I realize that date paste isn’t very sexy. Luckily food doesn’t have to be sexy to be delicious. Or useful.
Ugh. It’s even worse here. Soaking dates are probably between smashed lentils and poached chicken on the “Least Visually Appealing” food list.
I’m also glad that dates are such a great natural sweetener. They’re practical without being frilly.
Can I change the subject for a minute? Let’s talk about this blender pitcher for a second. (By the way, you can totally use a food processor for this.)
(No, this is not a sponsored post, but I think this particular brand ought to start sending me checks for all of the promotion I’ve done for them.
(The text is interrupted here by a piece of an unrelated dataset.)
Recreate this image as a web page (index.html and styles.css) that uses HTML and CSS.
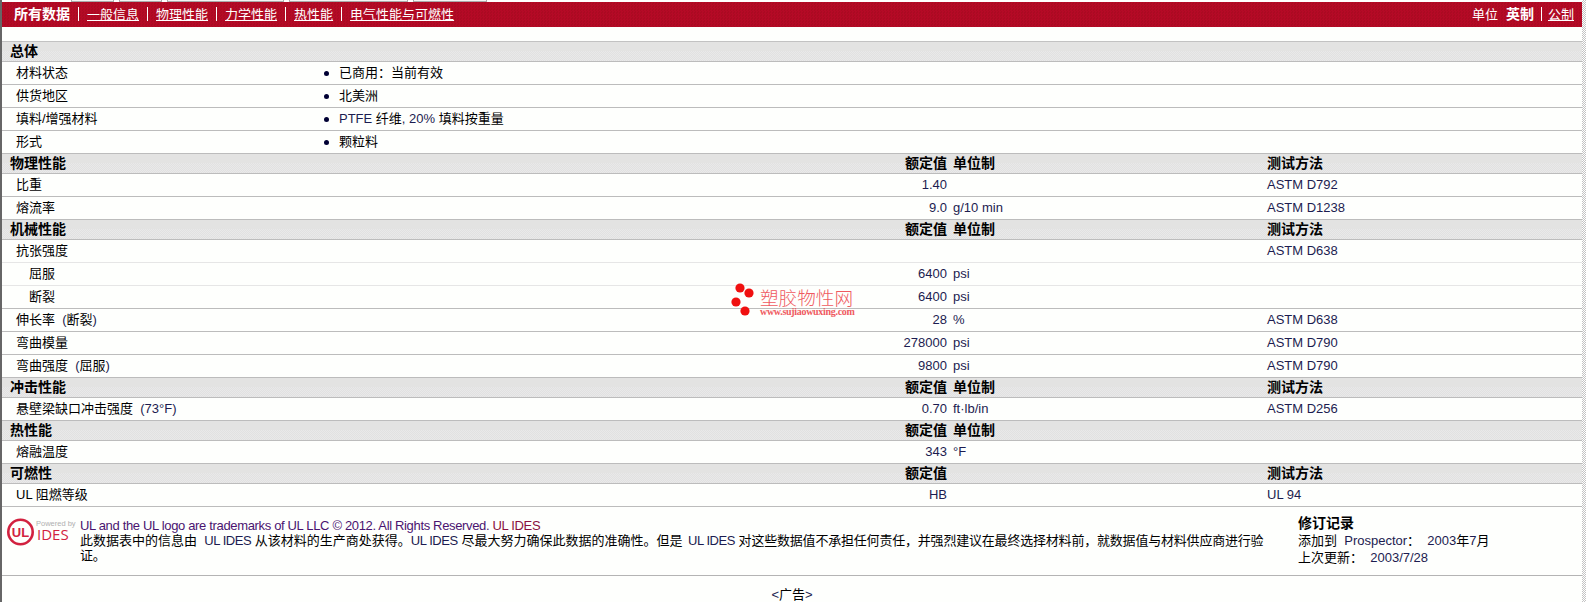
FILE: index.html
```html
<!DOCTYPE html>
<html lang="zh">
<head>
<meta charset="utf-8">
<title>材料数据</title>
<link rel="stylesheet" href="styles.css">
</head>
<body>
<div class="page">
<main class="main">
  <div class="tabs">
    <span class="tab t1"></span><span class="tab t2"></span><span class="tab t3"></span><span class="tab t4"></span><span class="tab t5"></span>
  </div>
  <nav class="bar">
    <div class="nav">
      <b class="current">所有数据</b><i class="sep"></i>
      <a href="#">一般信息</a><i class="sep"></i>
      <a href="#">物理性能</a><i class="sep"></i>
      <a href="#">力学性能</a><i class="sep"></i>
      <a href="#">热性能</a><i class="sep"></i>
      <a href="#">电气性能与可燃性</a>
    </div>
    <div class="units">
      <span>单位</span><b class="current">英制</b><i class="sep"></i><a href="#">公制</a>
    </div>
  </nav>
  <div class="spacer"></div>

  <section>
    <div class="head"><span class="name">总体</span></div>
    <div class="row list"><span class="name">材料状态</span><span class="item"><i class="dot"></i>已商用&#xFF1A;当前有效</span></div>
    <div class="row list"><span class="name">供货地区</span><span class="item"><i class="dot"></i>北美洲</span></div>
    <div class="row list"><span class="name">填料/增强材料</span><span class="item"><i class="dot"></i><span><span class="lat">PTFE</span> 纤维<span class="lat">, 20%</span> 填料按重量</span></span></div>
    <div class="row list"><span class="name">形式</span><span class="item"><i class="dot"></i>颗粒料</span></div>
  </section>

  <section>
    <div class="head"><span class="name">物理性能</span><span class="val">额定值</span><span class="unit">单位制</span><span class="method">测试方法</span></div>
    <div class="row"><span class="name">比重</span><span class="val">1.40</span><span class="unit"></span><span class="method">ASTM D792</span></div>
    <div class="row"><span class="name">熔流率</span><span class="val">9.0</span><span class="unit">g/10 min</span><span class="method">ASTM D1238</span></div>
  </section>

  <section>
    <div class="head"><span class="name">机械性能</span><span class="val">额定值</span><span class="unit">单位制</span><span class="method">测试方法</span></div>
    <div class="row soft"><span class="name">抗张强度</span><span class="val"></span><span class="unit"></span><span class="method">ASTM D638</span></div>
    <div class="row soft"><span class="name sub">屈服</span><span class="val">6400</span><span class="unit">psi</span><span class="method"></span></div>
    <div class="row"><span class="name sub">断裂</span><span class="val">6400</span><span class="unit">psi</span><span class="method"></span></div>
    <div class="row"><span class="name">伸长率 &nbsp;<span class="lat">(</span>断裂<span class="lat">)</span></span><span class="val">28</span><span class="unit">%</span><span class="method">ASTM D638</span></div>
    <div class="row"><span class="name">弯曲模量</span><span class="val">278000</span><span class="unit">psi</span><span class="method">ASTM D790</span></div>
    <div class="row"><span class="name">弯曲强度 &nbsp;<span class="lat">(</span>屈服<span class="lat">)</span></span><span class="val">9800</span><span class="unit">psi</span><span class="method">ASTM D790</span></div>
  </section>

  <section>
    <div class="head"><span class="name">冲击性能</span><span class="val">额定值</span><span class="unit">单位制</span><span class="method">测试方法</span></div>
    <div class="row"><span class="name">悬壁梁缺口冲击强度 &nbsp;<span class="lat">(73°F)</span></span><span class="val">0.70</span><span class="unit">ft·lb/in</span><span class="method">ASTM D256</span></div>
  </section>

  <section>
    <div class="head"><span class="name">热性能</span><span class="val">额定值</span><span class="unit">单位制</span><span class="method"></span></div>
    <div class="row"><span class="name">熔融温度</span><span class="val">343</span><span class="unit">°F</span><span class="method"></span></div>
  </section>

  <section>
    <div class="head"><span class="name">可燃性</span><span class="val">额定值</span><span class="unit"></span><span class="method">测试方法</span></div>
    <div class="row"><span class="name">UL 阻燃等级</span><span class="val">HB</span><span class="unit"></span><span class="method">UL 94</span></div>
  </section>

  <footer class="foot">
    <svg class="logo" width="74" height="36" viewBox="0 -4 74 36" aria-label="UL IDES">
      <circle cx="14.5" cy="14" r="12.2" fill="none" stroke="#d2213f" stroke-width="2.6"/>
      <text x="14.5" y="19" class="logo-ul" text-anchor="middle">UL</text>
      <text x="30" y="8" class="logo-pow">Powered by</text>
      <text x="31" y="22" class="logo-ides">IDES</text>
    </svg>
    <div class="legal">
      <div class="tm">UL and the UL logo are trademarks of UL LLC © 2012. All Rights Reserved. <span class="tm-end">UL IDES</span></div>
      <p>此数据表中的信息由 &nbsp;<span class="lat">UL IDES</span> 从该材料的生产商处获得。<span class="lat">UL IDES</span> 尽最大努力确保此数据的准确性。但是 <span class="lat wide">UL IDES</span> <span class="tail">对这些数据值不承担任何责任&#xFF0C;并强烈建议在最终选择材料前&#xFF0C;就数据值与材料供应商进行验证。</span></p>
    </div>
    <div class="history">
      <strong>修订记录</strong>
      <div>添加到 &nbsp;<span class="lat">Prospector</span>&#xFF1A; &nbsp;<span class="lat">2003</span>年<span class="lat">7</span>月</div>
      <div>上次更新&#xFF1A; &nbsp;<span class="lat">2003/7/28</span></div>
    </div>
  </footer>
  <div class="ad"><span class="lat">&lt;</span>广告<span class="lat">&gt;</span></div>

  <div class="mark">
    <svg class="mark-dots" width="26" height="34" viewBox="0 0 26 34" aria-hidden="true">
      <circle cx="9" cy="5" r="4.6"/><circle cx="18" cy="10" r="4.6"/><circle cx="5" cy="19" r="4.6"/><circle cx="14" cy="28" r="4.6"/>
    </svg>
    <div class="mark-text">
      <div class="mark-cn">塑胶物性网</div>
      <div class="mark-url">www.sujiaowuxing.com</div>
    </div>
  </div>
</main>
<div class="edge"></div>
</div>
</body>
</html>
```
FILE: styles.css
```css
* { box-sizing: border-box; }
html, body { margin: 0; padding: 0; background: #fff; overflow: hidden; }
body {
  font: 13px/1.2 "Liberation Sans", "Noto Sans CJK SC", sans-serif;
  color: #000;
}
.page { display: flex; height: 602px; }
.main {
  position: relative;
  width: 1582px;
  border-left: 2px solid #666;
  background: #fefffd;
}
.edge {
  flex: 1;
  background: repeating-conic-gradient(#c4c4c4 0 25%, #fff 0 50%) 0 0 / 2px 2px;
}

/* top strip */
.tabs { display: flex; height: 2px; background: #fff; padding-left: 69px; gap: 5px; }
.tab { display: block; height: 2px; background: #f4f4f4; border: solid #aaa; border-width: 0 1px 1px; }
.t1 { width: 43px; }
.t2 { width: 43px; }
.t3 { width: 117px; }
.t4 { width: 119px; }
.t5 { width: 74px; }

/* red bar */
.bar {
  display: flex;
  justify-content: space-between;
  align-items: center;
  height: 25px;
  padding: 0 8px 0 12px;
  color: #fff;
  background: repeating-conic-gradient(#b50a26 0 25%, #ab0a22 0 50%) 0 0 / 3px 3px;
}
.nav, .units { display: flex; align-items: center; gap: 8px; }
.bar a { color: #fff; }
.current { font-size: 14px; font-weight: 700; }
.sep { display: block; width: 1px; height: 14px; background: #fff; }
.units .sep { margin: 0 -2px 0 -1px; }
.spacer { height: 15px; border-bottom: 1px solid #c2c2c2; }

/* rows */
.head, .row {
  display: grid;
  grid-template-columns: 322px 623px 320px 1fr;
  align-items: center;
  border-bottom: 1px solid #bcbcbc;
}
.head {
  height: 20px;
  font-size: 14px;
  font-weight: 700;
  background:
    linear-gradient(#e3e3e2 45%, transparent 45%),
    repeating-conic-gradient(#e1e1e1 0 25%, #e9e9e9 0 50%) 0 0 / 2px 2px;
}
.head .name { padding-left: 8px; }
.head .unit, .head .method, .head .val { color: #000; }
.row { height: 23px; }
.row.list { grid-template-columns: 322px 1fr; }
.row.soft { border-bottom-color: #e6e6e6; }
.name { padding-left: 14px; }
.name.sub { padding-left: 27px; }
.val { grid-column: 2; text-align: right; color: #1c1c50; }
.unit { grid-column: 3; padding-left: 6px; color: #1c1c50; }
.method { grid-column: 4; color: #1c1c50; }
.lat { color: #1c1c50; }
.item { display: flex; align-items: center; gap: 10px; }
.dot { display: block; width: 5px; height: 5px; border-radius: 50%; background: #000033; }

/* footer */
.foot {
  display: flex;
  align-items: flex-start;
  height: 69px;
  border-bottom: 1px solid #b4b4b4;
  padding-top: 11px;
}
.logo { flex: none; margin: -4px 0 0 4px; }
.logo-ul { font: 700 13px "Liberation Sans Narrow", "Liberation Sans", sans-serif; fill: #d2213f; }
.logo-pow { font: 7.5px "Liberation Sans", sans-serif; fill: #b0b0b0; }
.logo-ides { font: 15px "Open Sans", sans-serif; fill: #d2213f; }
.legal { flex: none; width: 1190px; line-height: 15px; }
.legal .lat { letter-spacing: -0.45px; }
.legal .wide { margin-left: 2px; }
.legal .tail { letter-spacing: -0.2px; }
.tm { color: #4a1470; letter-spacing: -0.34px; }
.tm-end { color: #8a1040; }
.legal p { margin: 0; }
.history { margin: -3px 0 0 28px; line-height: 17px; }
.history strong { display: block; font-size: 14px; }
.ad { text-align: center; padding-top: 11px; }

/* watermark */
.mark {
  position: absolute;
  left: 729px;
  top: 283px;
  display: flex;
  gap: 3px;
  color: #ef5a60;
  pointer-events: none;
}
.mark-dots { flex: none; fill: #f01010; }
.mark-text { padding-top: 4px; }
.mark-cn { font: 300 18.6px/20px "Noto Sans CJK SC", sans-serif; }
.mark-url { font: 700 10px/10px "Liberation Serif", serif; letter-spacing: -0.3px; }
```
Hint, hint.)
It’s called a Twister Jar and it’s what sold me on a Blendtec versus a Vita-Mix. It’s smaller and comes with a lid that allows you to scrape down the sides of the pitcher while it’s blending. It’s perfect for smaller batches of thick stuff. Like date paste. And nut butter. And homemade mayonnaise. They even give you a special “specta-cula” (spatula) that’s designed to scrape under the blade so you don’t end up leaving half of it in the pitcher.
I know, right? I think I gasped when I saw this for the first time.
Back to date paste.
This sweet, sticky paste has become my go-to natural sweetener if I’m wanting something less intense and sweet as honey. Or if I’m tired of stevia’s weird diet-y taste. You can use it to sweeten almost anything. I use it frequently when I make Paleo Chocolate Ice Cream , sweetened almond or coconut milk, or homemade larabars.
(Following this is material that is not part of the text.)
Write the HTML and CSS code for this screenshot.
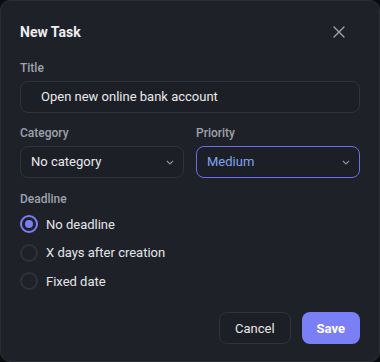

And if you happen to be doing a round of Whole30, you can use this in place of maple syrup or honey in things that need just a touch of sweetness — like vinaigrettes or sauces.
I think I’ll need to start buying dates by the pallet now.
- 20 pitted medjool dates
- Place the dates in a bowl and cover with warm water. Let them soak for about 3 hours.
- Drain dates, and transfer them to a blender or food processor.
- Puree until smooth.
- Store in an airtight container (like a mason jar) refrigerated for about a week.